Field Type Description
id string Unique run identifier.
timestamp string ISO 8601 run start time.
duration_seconds number Total eval run wall time.
config.engine string Agent runtime used (from config or --engine override).
config.judge string Judge model used (from config or --judge override).
agent.runtime string Actual agent runtime name.
agent.runtime_version string Agent runtime version (e.g.
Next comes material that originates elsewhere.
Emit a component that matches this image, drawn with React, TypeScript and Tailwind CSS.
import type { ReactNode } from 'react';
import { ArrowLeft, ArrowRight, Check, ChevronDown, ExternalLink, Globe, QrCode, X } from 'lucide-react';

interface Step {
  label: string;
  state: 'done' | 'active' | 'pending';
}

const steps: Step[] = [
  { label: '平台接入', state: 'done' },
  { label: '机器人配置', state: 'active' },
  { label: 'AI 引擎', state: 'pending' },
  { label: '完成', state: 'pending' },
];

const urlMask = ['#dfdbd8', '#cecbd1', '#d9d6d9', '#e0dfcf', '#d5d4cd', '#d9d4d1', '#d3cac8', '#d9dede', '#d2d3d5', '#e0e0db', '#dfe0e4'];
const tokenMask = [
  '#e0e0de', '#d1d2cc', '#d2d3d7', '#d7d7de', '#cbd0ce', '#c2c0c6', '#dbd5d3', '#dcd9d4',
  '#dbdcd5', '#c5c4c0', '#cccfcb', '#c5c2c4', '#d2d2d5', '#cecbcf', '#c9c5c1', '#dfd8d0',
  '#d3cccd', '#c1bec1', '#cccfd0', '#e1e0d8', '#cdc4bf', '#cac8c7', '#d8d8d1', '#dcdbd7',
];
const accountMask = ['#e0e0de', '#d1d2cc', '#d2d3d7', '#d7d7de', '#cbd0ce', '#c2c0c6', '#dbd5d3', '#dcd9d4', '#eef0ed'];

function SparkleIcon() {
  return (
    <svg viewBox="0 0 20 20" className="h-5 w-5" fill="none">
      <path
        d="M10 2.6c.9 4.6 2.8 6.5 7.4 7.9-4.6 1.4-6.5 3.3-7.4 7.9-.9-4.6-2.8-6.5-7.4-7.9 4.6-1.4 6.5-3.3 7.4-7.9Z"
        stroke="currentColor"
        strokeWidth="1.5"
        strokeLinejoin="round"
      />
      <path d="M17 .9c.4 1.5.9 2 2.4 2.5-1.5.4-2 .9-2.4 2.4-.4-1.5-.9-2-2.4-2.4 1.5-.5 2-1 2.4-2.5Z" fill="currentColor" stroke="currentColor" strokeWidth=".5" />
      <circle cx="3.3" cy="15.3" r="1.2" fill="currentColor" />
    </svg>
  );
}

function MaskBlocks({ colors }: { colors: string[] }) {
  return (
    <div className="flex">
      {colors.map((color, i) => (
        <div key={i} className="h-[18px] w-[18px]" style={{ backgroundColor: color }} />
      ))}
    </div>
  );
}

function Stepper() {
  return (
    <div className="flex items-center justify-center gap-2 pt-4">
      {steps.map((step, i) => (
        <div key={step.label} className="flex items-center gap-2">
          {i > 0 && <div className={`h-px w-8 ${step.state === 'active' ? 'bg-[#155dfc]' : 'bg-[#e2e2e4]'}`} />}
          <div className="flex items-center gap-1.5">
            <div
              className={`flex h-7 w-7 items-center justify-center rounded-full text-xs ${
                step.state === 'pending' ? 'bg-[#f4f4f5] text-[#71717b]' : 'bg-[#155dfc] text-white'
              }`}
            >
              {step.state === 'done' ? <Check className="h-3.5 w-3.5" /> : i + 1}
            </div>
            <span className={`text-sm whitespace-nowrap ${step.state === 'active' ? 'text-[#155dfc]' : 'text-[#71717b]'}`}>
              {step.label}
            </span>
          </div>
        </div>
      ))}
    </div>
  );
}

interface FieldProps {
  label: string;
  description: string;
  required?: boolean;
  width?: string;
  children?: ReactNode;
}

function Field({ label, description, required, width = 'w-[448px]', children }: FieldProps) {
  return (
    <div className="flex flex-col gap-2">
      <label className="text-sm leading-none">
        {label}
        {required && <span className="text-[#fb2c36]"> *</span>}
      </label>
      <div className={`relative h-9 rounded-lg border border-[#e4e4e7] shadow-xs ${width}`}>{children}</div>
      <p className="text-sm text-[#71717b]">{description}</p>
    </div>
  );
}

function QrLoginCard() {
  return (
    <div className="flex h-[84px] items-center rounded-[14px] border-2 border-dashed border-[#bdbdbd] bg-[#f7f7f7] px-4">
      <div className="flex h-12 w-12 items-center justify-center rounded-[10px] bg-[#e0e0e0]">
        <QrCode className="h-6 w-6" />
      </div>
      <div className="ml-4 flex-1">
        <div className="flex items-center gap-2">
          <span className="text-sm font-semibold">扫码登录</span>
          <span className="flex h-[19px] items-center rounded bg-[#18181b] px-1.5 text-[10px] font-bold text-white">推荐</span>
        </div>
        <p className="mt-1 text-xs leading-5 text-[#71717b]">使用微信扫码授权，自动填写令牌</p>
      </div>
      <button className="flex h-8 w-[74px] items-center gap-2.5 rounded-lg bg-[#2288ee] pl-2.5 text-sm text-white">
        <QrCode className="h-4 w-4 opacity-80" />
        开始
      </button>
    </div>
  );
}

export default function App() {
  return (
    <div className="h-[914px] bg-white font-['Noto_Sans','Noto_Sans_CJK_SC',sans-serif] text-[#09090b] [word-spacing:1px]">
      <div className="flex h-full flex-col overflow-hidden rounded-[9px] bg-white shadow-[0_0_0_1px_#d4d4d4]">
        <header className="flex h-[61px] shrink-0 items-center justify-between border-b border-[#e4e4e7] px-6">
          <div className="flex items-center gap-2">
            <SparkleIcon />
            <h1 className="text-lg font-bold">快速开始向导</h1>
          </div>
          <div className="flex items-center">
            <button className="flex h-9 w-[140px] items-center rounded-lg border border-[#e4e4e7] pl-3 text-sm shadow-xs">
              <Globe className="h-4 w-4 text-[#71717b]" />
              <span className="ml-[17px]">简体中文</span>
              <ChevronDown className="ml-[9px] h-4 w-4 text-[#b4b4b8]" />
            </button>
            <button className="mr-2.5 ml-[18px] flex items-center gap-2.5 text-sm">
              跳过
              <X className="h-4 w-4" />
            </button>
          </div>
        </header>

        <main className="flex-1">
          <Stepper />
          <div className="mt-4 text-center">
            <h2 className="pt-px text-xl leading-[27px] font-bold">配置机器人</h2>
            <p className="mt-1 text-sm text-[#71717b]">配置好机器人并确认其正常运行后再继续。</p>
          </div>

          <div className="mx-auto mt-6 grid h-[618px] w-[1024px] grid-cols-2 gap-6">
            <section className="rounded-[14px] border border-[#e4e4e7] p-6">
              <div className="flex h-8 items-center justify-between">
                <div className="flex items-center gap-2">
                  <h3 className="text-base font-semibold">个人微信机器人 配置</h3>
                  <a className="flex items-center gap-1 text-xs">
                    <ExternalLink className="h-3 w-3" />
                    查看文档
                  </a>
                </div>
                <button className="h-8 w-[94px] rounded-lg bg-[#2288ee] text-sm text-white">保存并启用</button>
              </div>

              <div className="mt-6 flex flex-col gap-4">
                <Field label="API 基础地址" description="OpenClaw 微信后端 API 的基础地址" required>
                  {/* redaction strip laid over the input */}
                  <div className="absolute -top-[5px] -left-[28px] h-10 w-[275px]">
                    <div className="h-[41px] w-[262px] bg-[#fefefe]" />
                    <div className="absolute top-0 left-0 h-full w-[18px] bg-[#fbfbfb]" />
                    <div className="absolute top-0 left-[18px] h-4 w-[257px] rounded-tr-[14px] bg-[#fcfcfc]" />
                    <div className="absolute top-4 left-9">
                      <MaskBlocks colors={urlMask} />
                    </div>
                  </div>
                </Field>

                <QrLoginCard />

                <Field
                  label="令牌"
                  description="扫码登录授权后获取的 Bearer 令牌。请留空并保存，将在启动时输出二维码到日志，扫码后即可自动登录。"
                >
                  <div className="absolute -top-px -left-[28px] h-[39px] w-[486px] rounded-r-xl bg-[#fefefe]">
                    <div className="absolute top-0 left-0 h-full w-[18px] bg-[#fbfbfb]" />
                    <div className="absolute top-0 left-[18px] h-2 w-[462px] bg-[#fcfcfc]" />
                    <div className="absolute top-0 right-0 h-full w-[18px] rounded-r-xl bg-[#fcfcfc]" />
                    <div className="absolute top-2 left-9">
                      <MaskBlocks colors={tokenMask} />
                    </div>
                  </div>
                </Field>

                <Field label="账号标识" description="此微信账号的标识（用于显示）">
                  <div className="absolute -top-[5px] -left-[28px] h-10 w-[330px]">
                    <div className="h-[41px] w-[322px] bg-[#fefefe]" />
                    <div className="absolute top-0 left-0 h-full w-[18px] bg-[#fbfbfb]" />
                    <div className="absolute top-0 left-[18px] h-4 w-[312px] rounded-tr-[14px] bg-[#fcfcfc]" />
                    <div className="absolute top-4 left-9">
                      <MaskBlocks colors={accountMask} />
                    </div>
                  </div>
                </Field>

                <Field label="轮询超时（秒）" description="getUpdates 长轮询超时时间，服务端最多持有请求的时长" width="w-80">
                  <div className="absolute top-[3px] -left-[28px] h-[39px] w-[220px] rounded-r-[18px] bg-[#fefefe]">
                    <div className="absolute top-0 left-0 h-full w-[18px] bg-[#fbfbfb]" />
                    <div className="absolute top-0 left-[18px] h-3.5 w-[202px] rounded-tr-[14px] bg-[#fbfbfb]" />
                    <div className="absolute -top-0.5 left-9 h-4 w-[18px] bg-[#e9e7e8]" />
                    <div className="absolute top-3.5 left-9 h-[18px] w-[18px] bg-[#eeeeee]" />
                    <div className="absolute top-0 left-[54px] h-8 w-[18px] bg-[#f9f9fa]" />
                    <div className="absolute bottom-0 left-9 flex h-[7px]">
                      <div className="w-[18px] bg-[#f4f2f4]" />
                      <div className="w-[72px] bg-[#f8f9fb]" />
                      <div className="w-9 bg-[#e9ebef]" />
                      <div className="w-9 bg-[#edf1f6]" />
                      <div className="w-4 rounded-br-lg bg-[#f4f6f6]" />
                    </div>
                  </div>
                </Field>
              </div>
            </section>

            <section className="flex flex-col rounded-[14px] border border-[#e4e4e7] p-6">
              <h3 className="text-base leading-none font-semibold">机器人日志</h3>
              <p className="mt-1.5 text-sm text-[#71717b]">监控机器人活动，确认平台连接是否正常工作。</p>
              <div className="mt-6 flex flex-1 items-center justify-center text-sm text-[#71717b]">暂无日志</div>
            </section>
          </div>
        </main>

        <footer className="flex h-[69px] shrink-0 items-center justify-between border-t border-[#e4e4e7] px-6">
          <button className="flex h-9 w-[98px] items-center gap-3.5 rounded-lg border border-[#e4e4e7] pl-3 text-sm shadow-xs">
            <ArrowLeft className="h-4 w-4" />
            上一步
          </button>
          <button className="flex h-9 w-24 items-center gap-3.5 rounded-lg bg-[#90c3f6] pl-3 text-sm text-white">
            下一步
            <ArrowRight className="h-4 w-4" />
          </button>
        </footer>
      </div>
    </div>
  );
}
Claude Code 1.4.2).
agent.model string LLM model the agent used for execution.
agent.model_provider string Model provider (anthropic, openai, google, etc.).
agent.session_id string Agent session ID for traceability.
judge.model string LLM model used for judge assessment.
judge.model_provider string Judge model provider.
environment object OS, architecture, AAM version, language runtimes.
package object Package name and version under evaluation.
summary object Aggregated pass/fail/skip counts and pass rate.
cases[].verdict string "PASS", "FAIL", or "SKIP".
cases[].deterministic_checks object Per-check pass/fail for substring and file assertions.
cases[].judge_verdict object LLM judge result, reason, and model used.
cases[].agent_output_snippet string Truncated agent output (first 500 chars).
cases[].error string Error message if the case failed.

Comparing Eval Reports

aam eval --report                     # Generate report (default: evals/reports/<timestamp>.json)
aam eval --report -o report.json      # Custom output path
aam eval diff <report-a> <report-b>   # Compare two reports side by side

Reports enable tracking eval pass rates across agent versions, model upgrades, and package changes — answering questions like "did upgrading from claude-sonnet to claude-opus improve the pdf-tools eval?"